We passed the beautiful Lake Marjorie (“so turquoise!”, I noted in my diary, but now for the life of me I can’t remember anything particularly stunning about this lake) and delved into woodland again. We hiked for a while with a middle-aged woman from Vancouver, named Sugar, who was hiking solo. She joked that this trip was her “midlife crisis.” Together we crossed a few difficult streams, which often involved hopping onto slick, round boulders or inching our ways across logs. At one stream, flowing swift and dirty, we simply couldn’t find a way across, and braved the numbing water. Although it looked deep and was very swift, it only came up a bit past our knees, and the force of the water was no worse than the gusts of wind in the desert.

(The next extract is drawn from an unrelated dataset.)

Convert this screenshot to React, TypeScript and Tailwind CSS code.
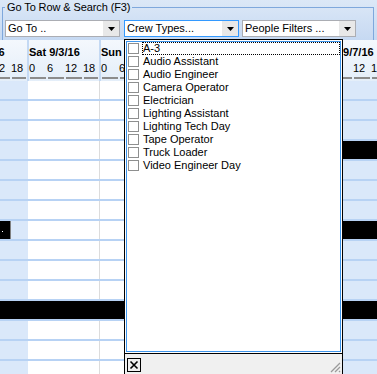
import React from "react";

const crewTypes = [
  "A-3",
  "Audio Assistant",
  "Audio Engineer",
  "Camera Operator",
  "Electrician",
  "Lighting Assistant",
  "Lighting Tech Day",
  "Tape Operator",
  "Truck Loader",
  "Video Engineer Day",
];

// visible days of the schedule, scrolled so Fri 9/2 is mostly off screen
const days = [
  { label: "Fri 9/2/16", body: "bg-[#dae8fa] border-l-[#dae8fa]", text: "" },
  { label: "Sat 9/3/16", body: "bg-white border-l-[#dae8fa]", text: "" },
  { label: "Sun 9/4/16", body: "bg-white border-l-[#dcdcdc]", text: "" },
  // Mon and Tue sit entirely under the open dropdown
  { label: "Mon 9/5/16", body: "bg-white border-l-[#dcdcdc]", text: "invisible" },
  { label: "Tue 9/6/16", body: "bg-white border-l-[#dcdcdc]", text: "invisible" },
  { label: "Wed 9/7/16", body: "bg-[#dae8fa] border-l-[#dcdcdc]", text: "" },
];

const hours = [
  { h: "0", w: "w-[18px]" },
  { h: "6", w: "w-[18px]" },
  { h: "12", w: "w-[18px]" },
  { h: "18", w: "w-[16px]" },
];

// which rows carry booked (black) blocks
const rows = Array.from({ length: 15 }, (_, i) => i);
const rightBars = [3, 7, 11];

function Arrow() {
  return (
    <svg width="7" height="4" viewBox="0 0 7 4">
      <polygon points="0,0 7,0 3.5,4" fill="#000" />
    </svg>
  );
}

function Combo({ text, className }: { text: string; className: string }) {
  return (
    <div className={`flex h-[17px] shrink-0 border bg-white ${className}`}>
      <span className="flex-1 truncate pl-[2px] text-[11px] leading-[15px] text-black">{text}</span>
      <span className="flex w-[16px] items-center justify-center bg-[#e8e8e8]">
        <Arrow />
      </span>
    </div>
  );
}

export default function App() {
  return (
    <div className="relative h-[374px] w-[377px] overflow-hidden bg-white font-['Liberation_Sans',Arial,sans-serif] text-black">
      {/* Search panel */}
      <div className="h-[40px] overflow-hidden bg-gradient-to-b from-[#dce8f7] to-[#c6d9f2]">
        <fieldset className="ml-[2px] h-[60px] w-[372px] border border-[#7fa8dc]">
          <legend className="ml-[2px] px-[2px] text-[11px] leading-[14px] tracking-[-0.1px]">
            Go To Row &amp; Search (F3)
          </legend>
          <div className="flex pl-[2px] pt-[6px]">
            <Combo text="Go To .." className="w-[115px] border-[#abadb3]" />
            <Combo text="Crew Types..." className="ml-[4px] w-[115px] border-[#3399ff]" />
            <Combo text="People Filters ..." className="ml-[3px] w-[114px] border-[#abadb3]" />
          </div>
        </fieldset>
      </div>

      {/* Timeline header */}
      <div className="h-[41px] overflow-hidden bg-gradient-to-b from-[#f4f8fd] to-[#e4eef9]">
        <div className="-ml-[45px] flex h-full">
          {days.map((d) => (
            <div key={d.label} className="w-[72px] shrink-0 border-l-2 border-[#c4d9f3]">
              <div className={`pt-[6px] text-[11px] font-bold leading-[13px] whitespace-nowrap ${d.text}`}>{d.label}</div>
              <div className={`mt-[3px] flex text-[11px] leading-[13px] ${d.text}`}>
                {hours.map((h) => (
                  <span key={h.h} className={`${h.w} shrink-0`}>
                    {h.h}
                  </span>
                ))}
              </div>
              <div className="mt-[2px] flex">
                {hours.map((h) => (
                  <span key={h.h} className={`${h.w} shrink-0 px-[1px]`}>
                    <span className="block h-[2px] bg-[#8c8c8c]" />
                  </span>
                ))}
              </div>
            </div>
          ))}
        </div>
      </div>

      {/* Timeline body */}
      <div>
        {rows.map((r) => (
          <div key={r} className="relative h-[20px] border-b-2 border-[#b7d2f4]">
            <div className="-ml-[45px] flex h-full">
              {days.map((d) => (
                <div key={d.label} className={`h-full w-[72px] shrink-0 border-l ${d.body}`} />
              ))}
            </div>
            {rightBars.includes(r) && (
              <div className="absolute left-[320px] right-0 top-0 h-[18px] bg-black" />
            )}
            {r === 7 && (
              <div className="absolute left-0 top-0 h-[18px] w-[11px] border-r border-[#808080] bg-black">
                <span className="absolute left-[2px] top-[10px] h-[1px] w-[1px] bg-white" />
              </div>
            )}
            {r === 11 && <div className="absolute left-0 right-0 top-0 h-[18px] bg-black" />}
          </div>
        ))}
      </div>

      {/* Crew Types dropdown */}
      <div className="absolute left-[124px] top-[39px] flex h-[335px] w-[219px] flex-col border-x border-t border-black bg-white">
        <div className="flex-1 p-[1px]">
          <div className="h-full border border-[#3d95ec] bg-white">
            {crewTypes.map((c, i) => (
              <div key={c} className="flex h-[13px] items-center">
                <span className="ml-[1px] h-[11px] w-[11px] shrink-0 border border-[#8e8f8f] bg-white" />
                <span
                  className={`ml-[3px] h-[13px] flex-1 border text-[11px] leading-[11px] whitespace-nowrap ${
                    i === 0 ? "border-dotted border-black" : "border-transparent"
                  }`}
                >
                  {c}
                </span>
              </div>
            ))}
          </div>
        </div>
        <div className="relative h-[21px] border-t border-black bg-[#f0f0f0]">
          <div className="ml-[2px] mt-[4px] flex h-[14px] w-[14px] items-center justify-center border border-black">
            <svg width="10" height="10" viewBox="0 0 10 10">
              <path d="M1.5 1.5 L8.5 8.5 M8.5 1.5 L1.5 8.5" stroke="#000" strokeWidth="1.6" />
            </svg>
          </div>
          <svg className="absolute bottom-[1px] right-[1px]" width="12" height="12" viewBox="0 0 12 12">
            <path d="M11 2 L2 11 M11 6 L6 11 M11 10 L10 11" stroke="#9a9a9a" strokeWidth="1.3" />
          </svg>
        </div>
      </div>
    </div>
  );
}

At last, Sugar decided to camp, but we pressed on, hoping for at least a bit more than 10 miles! Finally, we found a nice little spot near a small stream, and set up next to the trail. I washed our socks in the frigid water, my hands freezing cold, and hung them out to dry on a log while Zach fixed supper. Then we crawled into our tent and plunged into sleep to the sound of the rushing brook.